Searching using regex, differences between TextFragmentAbsorber and text from TextAbsorber

There seems to be differences between the text used for search using a TextFragmentAbsorber and the text extracted using a TextAbsorber.

The TextFragmentAbsorber version seems to have the white space consolidated.

The TextFormattingMode doesn’t seem to help with this issue.

In the text extracted from the pdf in the pack, there are several signature boxes which can be identified using the simple regex Signature\s{4,}Date. The TextFragmentAbsorber doesn’t find this.

I have attached a recreation pack that includes the .cs file and an example of a .pdf file that demonstrates the issue.

The result from the recreation code is that the count of finds should be the same.

This code was written using Aspose.Pdf version 23.5.0.

Recreator Code.zip (383.7 KB)

Any help or suggestions to help resolve this issue would be greatly appreciated.

Darren

@wraydc2

We need to investigate this case in details and for the purpose, an investigation ticket has been logged as PDFNET-54681 in our issue tracking system. We will further look into its details and keep you posted with the status of its correction. Please be patient and spare us some time.

We are sorry for the inconvenience.

No problem, thank you.

This also doesn’t seem to be a one-off, there are many other documents that exhibit the same issue.

HTH,

Darren

@wraydc2

You can please share other documents with us as well with sample regex so that we can include them in our investigation

Yes, I will find some more - Have you not been able to recreate with the PDF provided?

@DarrenWray

Sometimes an issue is related with specific type of document and it is resolved only for that document. We always encourage to share all problematic files so that we can include it in our investigation process and perform multiple tests to ensure that issue is not happening with all of your files.
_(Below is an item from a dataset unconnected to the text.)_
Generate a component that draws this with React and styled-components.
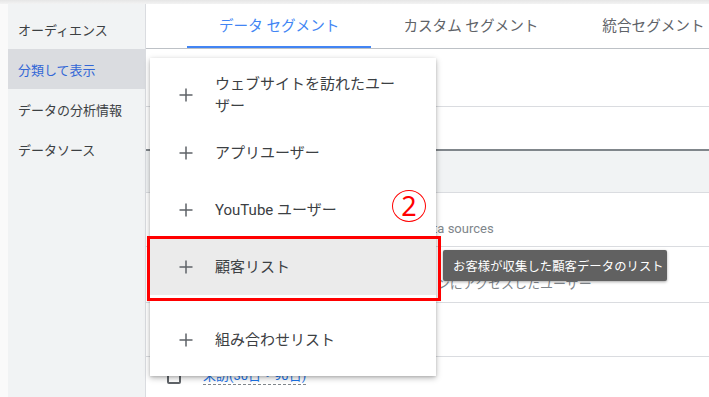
import React from "react";
import styled, { createGlobalStyle, css } from "styled-components";

const GlobalStyle = createGlobalStyle`
  html, body { margin: 0; padding: 0; background: #ffffff; }
  body { font-family: Roboto, "Noto Sans CJK JP", sans-serif; }
  * { box-sizing: border-box; }
`;

const Page = styled.div`
  position: relative;
  width: 709px;
  height: 397px;
  overflow: hidden;
  display: flex;
  flex-direction: column;
  background: #ffffff;
`;

const TopStrip = styled.div`
  height: 4px;
  flex: none;
  background: linear-gradient(#e6e6e6, #f3f3f3);
`;

const Body = styled.div`
  flex: 1;
  display: flex;
  min-height: 0;
`;

const Gutter = styled.div`
  width: 8px;
  flex: none;
  background: #fafafa;
`;

const Sidebar = styled.nav`
  width: 138px;
  flex: none;
  background: #f1f3f4;
  border-right: 1px solid #dadce0;
  padding-top: 5px;
  display: flex;
  flex-direction: column;
`;

const NavItem = styled.div`
  height: 40px;
  display: flex;
  align-items: center;
  padding-left: 10px;
  font-size: 13px;
  color: #3c4043;
  ${(p) =>
    p.$active &&
    css`
      background: #dadce0;
      color: #3367d6;
    `}
`;

const Main = styled.main`
  flex: 1;
  display: flex;
  flex-direction: column;
  min-width: 0;
`;

const TabBar = styled.div`
  height: 45px;
  flex: none;
  display: flex;
  padding-left: 41px;
  border-bottom: 1px solid #bdc1c6;
  white-space: nowrap;
`;

const Tab = styled.div`
  position: relative;
  flex: none;
  display: flex;
  align-items: center;
  padding: 0 32px 4px;
  font-size: 14.6px;
  color: ${(p) => (p.$active ? "#4285f4" : "#5f6368")};
  ${(p) =>
    p.$active &&
    css`
      &::after {
        content: "";
        position: absolute;
        left: 0;
        right: 0;
        bottom: 0;
        height: 2px;
        background: #4285f4;
      }
    `}
`;

const Row = styled.div`
  flex: none;
  height: ${(p) => p.$h}px;
  border-bottom: ${(p) => p.$border || "1px solid #dadce0"};
  background: ${(p) => p.$bg || "transparent"};
  display: flex;
  flex-direction: column;
  padding: ${(p) => p.$pt || 0}px 0 0 57px;
  white-space: nowrap;
`;

const RowDesc = styled.div`
  font-size: 13px;
  color: #80868b;
  line-height: 15px;
`;

const CheckRow = styled.div`
  display: flex;
  align-items: center;
  padding: 11px 0 0 21px;
  gap: 22px;
`;

const Checkbox = styled.span`
  width: 14px;
  height: 14px;
  border: 2px solid #5f6368;
  border-radius: 2px;
  flex: none;
`;

const LinkText = styled.span`
  font-size: 13px;
  color: #1a73e8;
  line-height: 16px;
  border-bottom: 1px dashed #80868b;
`;

const Menu = styled.div`
  position: absolute;
  left: 150px;
  top: 58px;
  width: 286px;
  height: 318px;
  background: #ffffff;
  box-shadow: 0 2px 6px rgba(0, 0, 0, 0.28), 0 1px 2px rgba(0, 0, 0, 0.12);
  padding: 8px 0;
  display: flex;
  flex-direction: column;
`;

const MenuItem = styled.div`
  flex: none;
  min-height: 57px;
  display: flex;
  align-items: center;
  padding: 7px 0 7px 29px;
  margin-top: ${(p) => p.$mt || 0}px;
  background: ${(p) => (p.$hover ? "#ebebeb" : "transparent")};
`;

const PlusIcon = styled.svg`
  width: 14px;
  height: 14px;
  flex: none;
  margin-right: 22px;
`;

const MenuLabel = styled.span`
  font-size: 15px;
  line-height: 22px;
  color: #3c4043;
  max-width: 190px;
`;

const RedBox = styled.div`
  position: absolute;
  left: 147px;
  top: 236px;
  width: 294px;
  height: 65px;
  border: 3px solid #ff0000;
`;

const StepMark = styled.span`
  position: absolute;
  left: 392px;
  top: 190px;
  width: 34px;
  height: 32px;
  border: 1.5px solid #ff0000;
  border-radius: 50%;
  display: flex;
  align-items: center;
  justify-content: center;
  color: #ff0000;
  font-family: "Noto Sans", sans-serif;
  font-size: 27px;
  line-height: 1;
  padding-bottom: 1px;
`;

const Tooltip = styled.div`
  position: absolute;
  left: 443px;
  top: 250px;
  width: 224px;
  height: 31px;
  background: #616161;
  color: #ffffff;
  border-radius: 2px;
  box-shadow: 0 1px 3px rgba(0, 0, 0, 0.35);
  display: flex;
  align-items: center;
  padding-left: 10px;
  font-size: 12.3px;
  letter-spacing: 0.1px;
  white-space: nowrap;
`;

const Plus = () => (
  <PlusIcon viewBox="0 0 14 14">
    <path d="M7 0.5v13M0.5 7h13" stroke="#5f6368" strokeWidth="1.5" fill="none" />
  </PlusIcon>
);

const navItems = ["オーディエンス", "分類して表示", "データの分析情報", "データソース"];
const tabs = ["データ セグメント", "カスタム セグメント", "統合セグメント"];
const menuItems = [
  { label: "ウェブサイトを訪れたユーザー" },
  { label: "アプリユーザー" },
  { label: "YouTube ユーザー" },
  { label: "顧客リスト", hover: true },
  { label: "組み合わせリスト", mt: 16 },
];

export default function App() {
  return (
    <>
      <GlobalStyle />
      <Page>
        <TopStrip />
        <Body>
          <Gutter />
          <Sidebar>
            {navItems.map((n, i) => (
              <NavItem key={n} $active={i === 1}>
                {n}
              </NavItem>
            ))}
          </Sidebar>
          <Main>
            <TabBar>
              {tabs.map((t, i) => (
                <Tab key={t} $active={i === 0}>
                  {t}
                </Tab>
              ))}
            </TabBar>
            <Row $h={58} />
            <Row $h={44} $border="2px solid #80868b" />
            <Row $h={42} $bg="#f1f3f4" />
            <Row $h={54} $pt={28}>
              <RowDesc>Combined audiences from all of your data sources</RowDesc>
            </Row>
            <Row $h={56} $pt={29}>
              <RowDesc>お客様のウェブサイトやアプリケーションにアクセスしたユーザー</RowDesc>
            </Row>
            <Row $h={54} />
            <CheckRow>
              <Checkbox />
              <LinkText>来訪(30日・90日)</LinkText>
            </CheckRow>
          </Main>
        </Body>

        <Menu>
          {menuItems.map((m) => (
            <MenuItem key={m.label} $hover={m.hover} $mt={m.mt}>
              <Plus />
              <MenuLabel>{m.label}</MenuLabel>
            </MenuItem>
          ))}
        </Menu>

        <RedBox />
        <StepMark>2</StepMark>
        <Tooltip>お客様が収集した顧客データのリスト</Tooltip>
      </Page>
    </>
  );
}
I think this issue may be related to another issue that I have identified: PDFNET-54761, this doesn’t involve regex but does require the finding of text extracted from the PDF.

@DarrenWray

Yes, we have already linked these tickets internally in our issue management system so that they both can be investigated from same perspective.

Any news on this issue?

@DarrenWray

We are afraid that the earlier logged tickets have not been yet resolved due to other pending issues in the queue. However, we will surely inform you as soon as we make some progress towards their resolution. Please be patient and spare us some time.

We are sorry for the inconvenience.

Any progress on this issue?

@DarrenWray

We regret to inform you that the earlier logged tickets have not been yet resolved due to other pending issues in the queue. As soon as we complete investigation against these tickets, we will able to share some updates about fix ETA with you. We highly appreciate your patient in this regard. We apologize for your inconvenience.

@DarrenWray

We checked the code you provided and can confirm that using the regex:

strSearchPattern = @"Signature(\s{4,})Date";

will not find the signature boxes. This is because the Flatten mode for TextFragmentAbsorber ignores extra white spaces.

The solution that can help in this case is to modify the regex as follows:

strSearchPattern = @"Signature(\s{1,})Date";

And the output of the code you provided will look like this:

PerformTextFragmentRegexSearch - Matches Found: 5
1 Signature Date
2 Signature Date
3 Signature Date
4 Signature Date
5 Signature Date

PerformExtractedRegexSearch - Matches Found: 5
1 Signature Date
2 Signature Date
3 Signature Date
4 Signature Date
5 Signature Date

We hope this will help to solve your issue.

The issues you have found earlier (filed as PDFNET-54761) have been fixed in Aspose.PDF for .NET 23.9.